Today, politicians treat the provision like anathema. “We talk about Section 33 like it’s an ‘override’ provision; like it’s not even part of the Charter,” notes Macfarlane. “Yet it was deliberately put there out of recognition that the courts wouldn’t always get it right. It wasn’t a simplistic attempt to preserve parliamentary sovereignty with no reason.” Contrary to what much of the public has been led to think, then, it is not necessarily inappropriate for government officials to push back when they believe a court gets a ruling wrong; this is as legitimate as a citizen asserting her Charter right to justify some action. Of course, the government would simply need to make a compelling case for why such an action was justified—such as explaining how a court’s policy analysis failed to take account of relevant considerations or contravened the will of the democratic majority.
Politicians also tend to throw up their hands as soon as the Court says the Constitution must be amended before some promised action can be taken (such as Senate reform or national-securities regulation). Indeed, few things are as sure to shelve a political party’s reformist ambitions as the spectre of constitutional negotiations. Given that one of the signature achievements of the Constitution Act, 1982 was to empower Canada to amend its own Constitution, this legacy is ironic. It’s also unduly defeatist.
Canadians do not view the Constitution as “embodying immutable rights,” says Anglin, pointing to a recent CCF survey that found that Canadians are anything but fixed against constitutional change. The problem, he notes, is rather a political one. The prime minister and premiers don’t dare to take action.

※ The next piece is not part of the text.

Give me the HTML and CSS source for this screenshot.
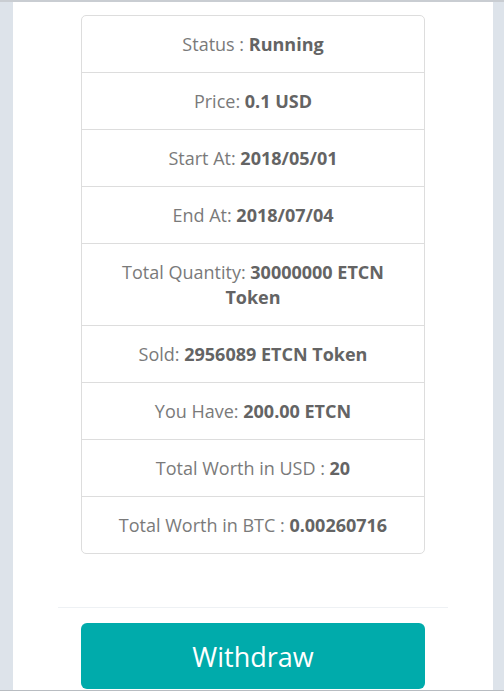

They’ll say it can’t be done, that it’s impossible to get Ottawa and the provinces to agree to anything. They forget that the Charter’s very existence is the product of significant compromise—not to mention political ingenuity—by Canada’s federal and provincial leaders. Unfortunately, political imagination seems to be in short supply these days—at least among Canada’s politicians. The courts, on the other hand, evidently possess it in abundance.